REQUIREMENT: State only the number of lines that include "React".

DATA SEGMENT:
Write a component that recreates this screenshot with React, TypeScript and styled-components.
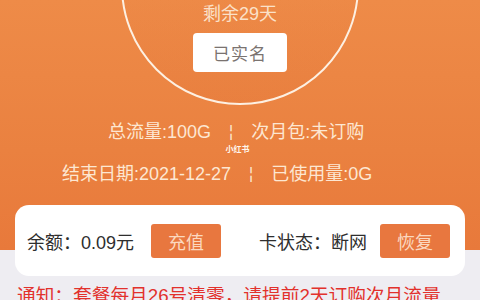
import React from "react";
import styled, { createGlobalStyle } from "styled-components";

const GlobalStyle = createGlobalStyle`
  html, body {
    margin: 0;
    padding: 0;
    background: #eeedf2;
  }
  body {
    font-family: "Liberation Sans", "Noto Sans CJK SC", sans-serif;
    overflow: hidden;
  }
`;

const Page = styled.main`
  width: 480px;
  height: 300px;
  overflow: hidden;
  display: flex;
  flex-direction: column;
  background: linear-gradient(
    180deg,
    #ee8b48 0px,
    #ea8140 150px,
    #e8793b 250px,
    #eeedf2 250px
  );

  & > * {
    flex-shrink: 0;
  }
`;

const Ring = styled.section`
  box-sizing: border-box;
  width: 238px;
  height: 238px;
  margin: -133px auto 0;
  border: 2.5px solid #fdf0e2;
  border-radius: 50%;
  background: linear-gradient(180deg, rgba(230, 120, 60, 0) 40%, rgba(215, 95, 40, 0.12) 100%);
  display: flex;
  flex-direction: column;
  align-items: center;
  justify-content: flex-end;
  padding-bottom: 31px;
  gap: 8px;
`;

const Remain = styled.div`
  font-size: 18px;
  line-height: 22px;
  color: #fbe1c9;
`;

const VerifiedBadge = styled.div`
  width: 94px;
  height: 39px;
  border-radius: 4px;
  background: #fff;
  color: #7a7370;
  font-size: 17px;
  display: flex;
  align-items: center;
  justify-content: center;
  letter-spacing: 1px;
`;

const Stats = styled.section`
  display: flex;
  flex-direction: column;
  margin-top: 16px;
  color: #fde7d2;
`;

const StatRow = styled.div<{ $indent: number }>`
  display: flex;
  align-items: center;
  padding-left: ${(p) => p.$indent}px;
  font-size: 18px;
  line-height: 22px;
  white-space: nowrap;
`;

const Sep = styled.span`
  margin: 0 18px;
  font-size: 16px;
`;

const Mark = styled.div`
  margin: 2px 0 8px;
  padding-right: 5px;
  text-align: center;
  font-size: 8px;
  line-height: 10px;
  font-weight: 700;
  color: #fff6ee;
`;

const Card = styled.section`
  margin: 20px 15px 0;
  height: 71px;
  border-radius: 14px;
  background: #fff;
  display: flex;
  align-items: center;
  padding: 0 15px 0 12px;
  color: #2e2e2e;
  font-size: 18px;
`;

const Group = styled.div<{ $gap: number }>`
  display: flex;
  align-items: center;
  gap: ${(p) => p.$gap}px;
`;

const Spacer = styled.div`
  flex: 1;
`;

const ActionButton = styled.button`
  width: 70px;
  height: 34px;
  border: none;
  border-radius: 3px;
  background: #e8773f;
  color: #fbd8bf;
  font-family: "Noto Sans CJK SC", sans-serif;
  font-size: 18px;
  padding: 0;
  cursor: pointer;
`;

const Notice = styled.p`
  margin: 7px 0 0 17px;
  font-size: 18.7px;
  line-height: 26px;
  color: #e2312c;
  white-space: nowrap;
`;

export default function App() {
  return (
    <>
      <GlobalStyle />
      <Page>
        <Ring>
          <Remain>剩余29天</Remain>
          <VerifiedBadge>已实名</VerifiedBadge>
        </Ring>

        <Stats>
          <StatRow $indent={108}>
            总流量:100G<Sep>¦</Sep>次月包:未订购
          </StatRow>
          <Mark>小红书</Mark>
          <StatRow $indent={62}>
            结束日期:2021-12-27<Sep>¦</Sep>已使用量:0G
          </StatRow>
        </Stats>

        <Card>
          <Group $gap={17}>
            <span>余额：0.09元</span>
            <ActionButton>充值</ActionButton>
          </Group>
          <Spacer />
          <Group $gap={13}>
            <span>卡状态：断网</span>
            <ActionButton>恢复</ActionButton>
          </Group>
        </Card>

        <Notice>通知：套餐每月26号清零，请提前2天订购次月流量</Notice>
      </Page>
    </>
  );
}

PROBLEM SOLUTION: 2